EXCERPTED DATA>
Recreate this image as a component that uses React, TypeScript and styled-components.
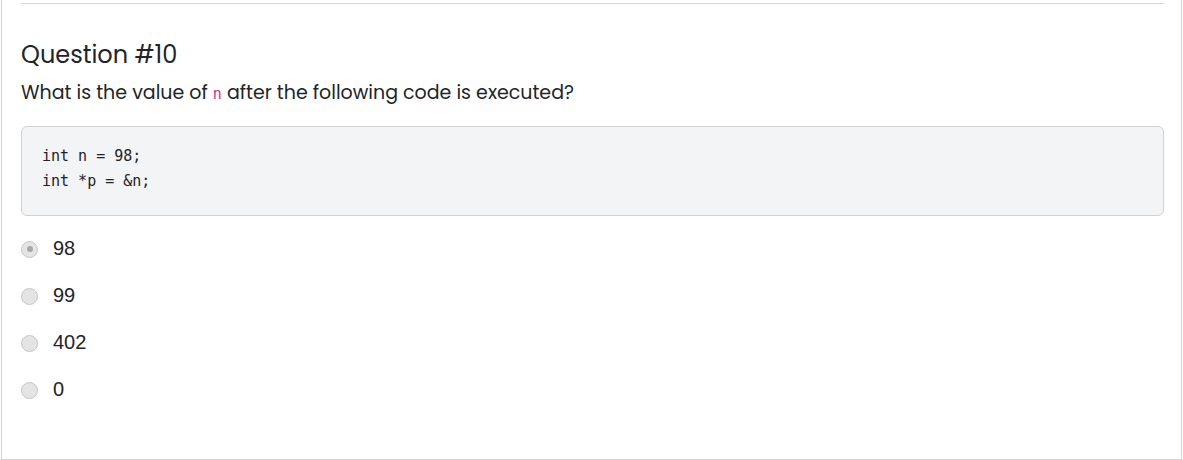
import React from "react";
import styled, { createGlobalStyle } from "styled-components";

const Global = createGlobalStyle`
  html, body { margin: 0; padding: 0; background: #fff; }
  body { font-family: "Poppins", "Noto Sans", sans-serif; color: #212529; }
`;

const Card = styled.div`
  margin: -20px 0 0 1px;
  width: 1181px;
  height: 480px;
  box-sizing: border-box;
  border: 1px solid #d4d4d4;
  border-top: none;
  padding: 23px 17px 0 19px;
`;

const Rule = styled.hr`
  margin: 0;
  border: none;
  border-top: 1px solid #d6d6d6;
`;

const Title = styled.h3`
  margin: 36px 0 0;
  font-size: 24px;
  font-weight: 400;
  line-height: 30px;
  color: #212529;
`;

const Prompt = styled.p`
  margin: 10px 0 0;
  font-size: 19px;
  line-height: 26px;
  color: #212529;
`;

const InlineCode = styled.code`
  font-family: "DejaVu Sans Mono", monospace;
  font-size: 15px;
  color: #d63384;
`;

const CodeBox = styled.pre`
  margin: 19px 0 0;
  height: 90px;
  box-sizing: border-box;
  background: #f3f4f6;
  border: 1px solid #cfd1d4;
  border-radius: 6px;
  padding: 17px 20px;
  font-family: "DejaVu Sans Mono", monospace;
  font-size: 15px;
  line-height: 25px;
  color: #1f2328;
`;

const Options = styled.div`
  margin-top: 21px;
  display: flex;
  flex-direction: column;
  gap: 25px;
`;

const Option = styled.label`
  display: flex;
  align-items: center;
  gap: 15px;
  height: 22px;
  font-family: "Liberation Sans", Arial, sans-serif;
  font-size: 20px;
  color: #212529;
`;

const Radio = styled.span<{ $checked?: boolean }>`
  position: relative;
  flex: none;
  width: 17px;
  height: 17px;
  margin-top: 2px;
  border-radius: 50%;
  background: #e4e4e4;
  border: 1px solid #c6c6c6;
  box-sizing: border-box;
  &::after {
    content: "";
    display: ${(p) => (p.$checked ? "block" : "none")};
    position: absolute;
    left: 4.5px;
    top: 4.5px;
    width: 6px;
    height: 6px;
    border-radius: 50%;
    background: #a8a8a8;
  }
`;

const answers = ["98", "99", "402", "0"];

export default function App() {
  return (
    <>
      <Global />
      <Card>
        <Rule />
        <Title>Question #10</Title>
        <Prompt>
          What is the value of <InlineCode>n</InlineCode> after the following code is executed?
        </Prompt>
        <CodeBox>{"int n = 98;\nint *p = &n;"}</CodeBox>
        <Options>
          {answers.map((a, i) => (
            <Option key={a}>
              <Radio $checked={i === 0} />
              {a}
            </Option>
          ))}
        </Options>
      </Card>
    </>
  );
}
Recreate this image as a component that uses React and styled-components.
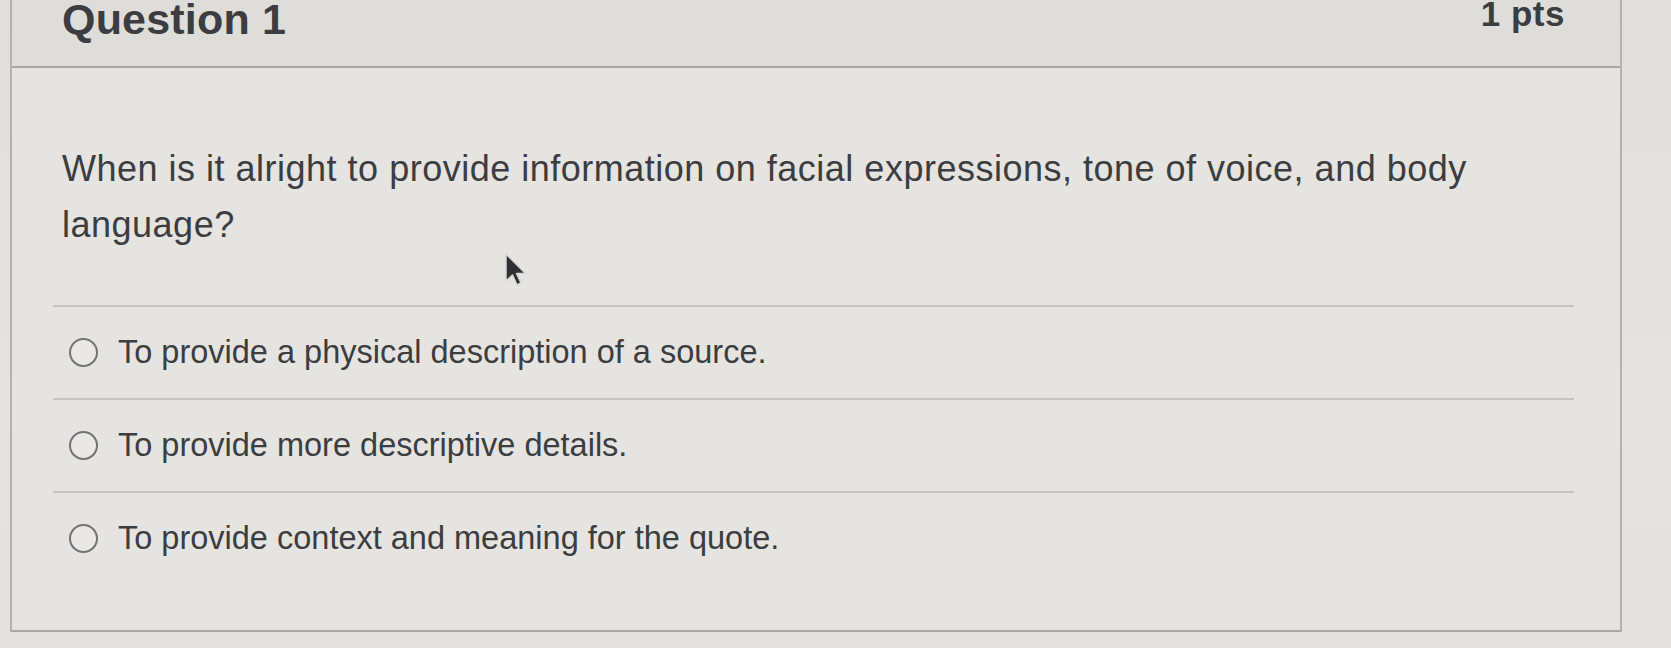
import React from 'react';
import styled, { createGlobalStyle } from 'styled-components';

const GlobalStyle = createGlobalStyle`
  html, body {
    margin: 0;
    padding: 0;
    background: #e2e1dd;
    font-family: "Liberation Sans", Arial, Helvetica, sans-serif;
    color: #3b3d40;
    overflow: hidden;
  }
`;

const Page = styled.div`
  position: relative;
  width: 1671px;
  height: 648px;
  overflow: hidden;
  background: linear-gradient(180deg, #e0dfdb 0%, #e4e3df 60%, #e3e2de 100%);
`;

const Card = styled.div`
  margin-left: 10px;
  width: 1608px;
  background: #e5e4e0;
  border-left: 2px solid #b3b2ae;
  border-right: 2px solid #b3b2ae;
  border-bottom: 2px solid #aaa9a5;
`;

const Header = styled.div`
  height: 66px;
  display: flex;
  justify-content: space-between;
  align-items: flex-start;
  padding: 0 55px 0 50px;
  background: #deddda;
  border-bottom: 2px solid #a9a8a4;
`;

const Title = styled.h2`
  margin: 1px 0 0;
  font-size: 43px;
  font-weight: 700;
  line-height: 37px;
  letter-spacing: 0.2px;
`;

const Points = styled.div`
  font-size: 35px;
  font-weight: 700;
  line-height: 28px;
  letter-spacing: 0.5px;
`;

const Body = styled.div`
  padding: 73px 46px 46px 41px;
`;

const QuestionText = styled.p`
  margin: 0 0 52px 9px;
  font-size: 36px;
  line-height: 56px;
  letter-spacing: 0.5px;
  max-width: 1460px;
`;

const Answers = styled.div`
  display: flex;
  flex-direction: column;
`;

const Answer = styled.label`
  display: flex;
  align-items: center;
  gap: 20px;
  height: 93px;
  box-sizing: border-box;
  padding: 0 0 2px 16px;
  border-top: 2px solid #c6c5c1;
  font-size: 32.5px;
  line-height: 36px;
`;

const Radio = styled.span`
  flex: none;
  width: 29px;
  height: 29px;
  box-sizing: border-box;
  border-radius: 50%;
  border: 2px solid #727375;
  background: #e9e8e4;
  margin-top: 2px;
`;

const Cursor = styled.svg`
  position: absolute;
  left: 504px;
  top: 252px;
`;

const answers = [
  'To provide a physical description of a source.',
  'To provide more descriptive details.',
  'To provide context and meaning for the quote.',
];

export default function App() {
  return (
    <Page>
      <GlobalStyle />
      <Card>
        <Header>
          <Title>Question 1</Title>
          <Points>1 pts</Points>
        </Header>
        <Body>
          <QuestionText>
            When is it alright to provide information on facial expressions, tone of voice, and body language?
          </QuestionText>
          <Answers>
            {answers.map((a) => (
              <Answer key={a}>
                <Radio />
                {a}
              </Answer>
            ))}
          </Answers>
        </Body>
      </Card>
      <Cursor width="26" height="38" viewBox="0 0 26 38">
        <path d="M2 2 L2 29 L8.5 23 L13 33 L17 31 L12.5 21.5 L21.5 21.5 Z" fill="#2e3033" stroke="#d8d7d3" strokeWidth="1.5" strokeLinejoin="round" />
      </Cursor>
    </Page>
  );
}
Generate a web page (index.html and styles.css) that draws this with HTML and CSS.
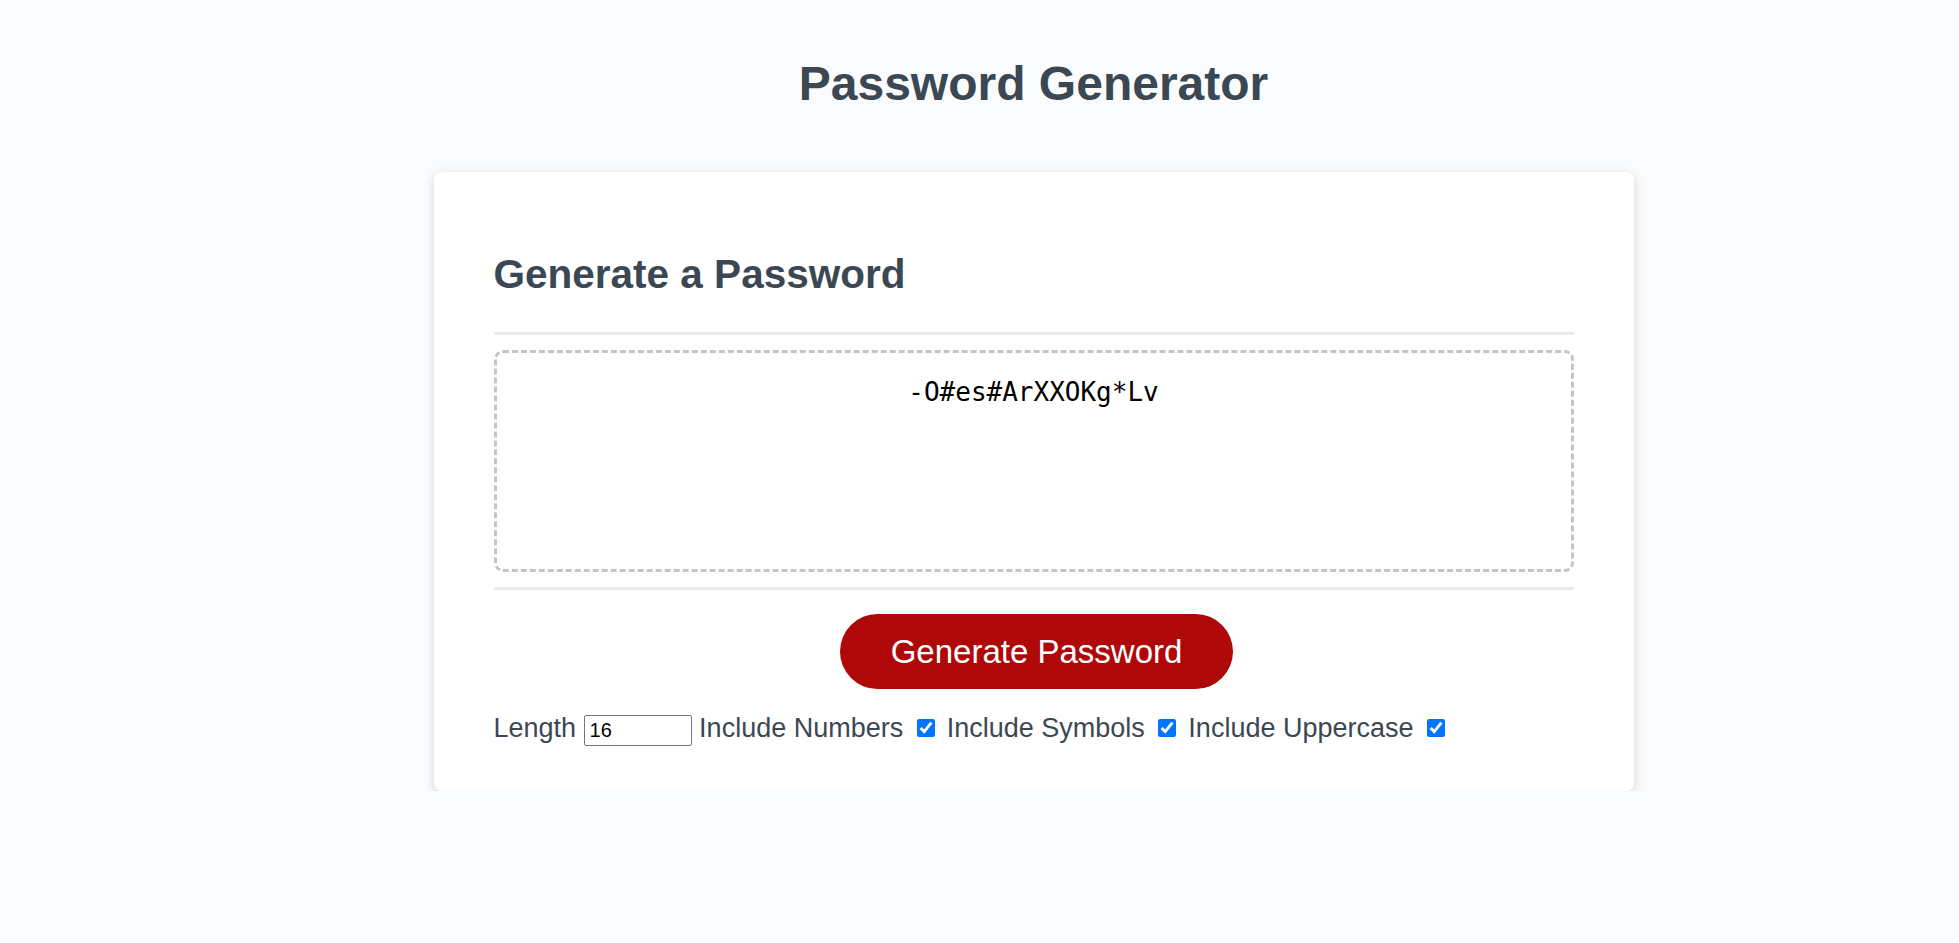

PROMPT>
Return all of the data exactly as written, and drop the pictures.

FINAL ANSWER>
Recreate this image as a component that uses React, TypeScript and styled-components.
import React from "react";
import styled, { createGlobalStyle } from "styled-components";

const Global = createGlobalStyle`
  html, body { margin: 0; padding: 0; background: #fff; }
  body { font-family: "Poppins", "Noto Sans", sans-serif; color: #212529; }
`;

const Card = styled.div`
  margin: -20px 0 0 1px;
  width: 1181px;
  height: 480px;
  box-sizing: border-box;
  border: 1px solid #d4d4d4;
  border-top: none;
  padding: 23px 17px 0 19px;
`;

const Rule = styled.hr`
  margin: 0;
  border: none;
  border-top: 1px solid #d6d6d6;
`;

const Title = styled.h3`
  margin: 36px 0 0;
  font-size: 24px;
  font-weight: 400;
  line-height: 30px;
  color: #212529;
`;

const Prompt = styled.p`
  margin: 10px 0 0;
  font-size: 19px;
  line-height: 26px;
  color: #212529;
`;

const InlineCode = styled.code`
  font-family: "DejaVu Sans Mono", monospace;
  font-size: 15px;
  color: #d63384;
`;

const CodeBox = styled.pre`
  margin: 19px 0 0;
  height: 90px;
  box-sizing: border-box;
  background: #f3f4f6;
  border: 1px solid #cfd1d4;
  border-radius: 6px;
  padding: 17px 20px;
  font-family: "DejaVu Sans Mono", monospace;
  font-size: 15px;
  line-height: 25px;
  color: #1f2328;
`;

const Options = styled.div`
  margin-top: 21px;
  display: flex;
  flex-direction: column;
  gap: 25px;
`;

const Option = styled.label`
  display: flex;
  align-items: center;
  gap: 15px;
  height: 22px;
  font-family: "Liberation Sans", Arial, sans-serif;
  font-size: 20px;
  color: #212529;
`;

const Radio = styled.span<{ $checked?: boolean }>`
  position: relative;
  flex: none;
  width: 17px;
  height: 17px;
  margin-top: 2px;
  border-radius: 50%;
  background: #e4e4e4;
  border: 1px solid #c6c6c6;
  box-sizing: border-box;
  &::after {
    content: "";
    display: ${(p) => (p.$checked ? "block" : "none")};
    position: absolute;
    left: 4.5px;
    top: 4.5px;
    width: 6px;
    height: 6px;
    border-radius: 50%;
    background: #a8a8a8;
  }
`;

const answers = ["98", "99", "402", "0"];

export default function App() {
  return (
    <>
      <Global />
      <Card>
        <Rule />
        <Title>Question #10</Title>
        <Prompt>
          What is the value of <InlineCode>n</InlineCode> after the following code is executed?
        </Prompt>
        <CodeBox>{"int n = 98;\nint *p = &n;"}</CodeBox>
        <Options>
          {answers.map((a, i) => (
            <Option key={a}>
              <Radio $checked={i === 0} />
              {a}
            </Option>
          ))}
        </Options>
      </Card>
    </>
  );
}
Recreate this image as a component that uses React and styled-components.
import React from 'react';
import styled, { createGlobalStyle } from 'styled-components';

const GlobalStyle = createGlobalStyle`
  html, body {
    margin: 0;
    padding: 0;
    background: #e2e1dd;
    font-family: "Liberation Sans", Arial, Helvetica, sans-serif;
    color: #3b3d40;
    overflow: hidden;
  }
`;

const Page = styled.div`
  position: relative;
  width: 1671px;
  height: 648px;
  overflow: hidden;
  background: linear-gradient(180deg, #e0dfdb 0%, #e4e3df 60%, #e3e2de 100%);
`;

const Card = styled.div`
  margin-left: 10px;
  width: 1608px;
  background: #e5e4e0;
  border-left: 2px solid #b3b2ae;
  border-right: 2px solid #b3b2ae;
  border-bottom: 2px solid #aaa9a5;
`;

const Header = styled.div`
  height: 66px;
  display: flex;
  justify-content: space-between;
  align-items: flex-start;
  padding: 0 55px 0 50px;
  background: #deddda;
  border-bottom: 2px solid #a9a8a4;
`;

const Title = styled.h2`
  margin: 1px 0 0;
  font-size: 43px;
  font-weight: 700;
  line-height: 37px;
  letter-spacing: 0.2px;
`;

const Points = styled.div`
  font-size: 35px;
  font-weight: 700;
  line-height: 28px;
  letter-spacing: 0.5px;
`;

const Body = styled.div`
  padding: 73px 46px 46px 41px;
`;

const QuestionText = styled.p`
  margin: 0 0 52px 9px;
  font-size: 36px;
  line-height: 56px;
  letter-spacing: 0.5px;
  max-width: 1460px;
`;

const Answers = styled.div`
  display: flex;
  flex-direction: column;
`;

const Answer = styled.label`
  display: flex;
  align-items: center;
  gap: 20px;
  height: 93px;
  box-sizing: border-box;
  padding: 0 0 2px 16px;
  border-top: 2px solid #c6c5c1;
  font-size: 32.5px;
  line-height: 36px;
`;

const Radio = styled.span`
  flex: none;
  width: 29px;
  height: 29px;
  box-sizing: border-box;
  border-radius: 50%;
  border: 2px solid #727375;
  background: #e9e8e4;
  margin-top: 2px;
`;

const Cursor = styled.svg`
  position: absolute;
  left: 504px;
  top: 252px;
`;

const answers = [
  'To provide a physical description of a source.',
  'To provide more descriptive details.',
  'To provide context and meaning for the quote.',
];

export default function App() {
  return (
    <Page>
      <GlobalStyle />
      <Card>
        <Header>
          <Title>Question 1</Title>
          <Points>1 pts</Points>
        </Header>
        <Body>
          <QuestionText>
            When is it alright to provide information on facial expressions, tone of voice, and body language?
          </QuestionText>
          <Answers>
            {answers.map((a) => (
              <Answer key={a}>
                <Radio />
                {a}
              </Answer>
            ))}
          </Answers>
        </Body>
      </Card>
      <Cursor width="26" height="38" viewBox="0 0 26 38">
        <path d="M2 2 L2 29 L8.5 23 L13 33 L17 31 L12.5 21.5 L21.5 21.5 Z" fill="#2e3033" stroke="#d8d7d3" strokeWidth="1.5" strokeLinejoin="round" />
      </Cursor>
    </Page>
  );
}
Generate a web page (index.html and styles.css) that draws this with HTML and CSS.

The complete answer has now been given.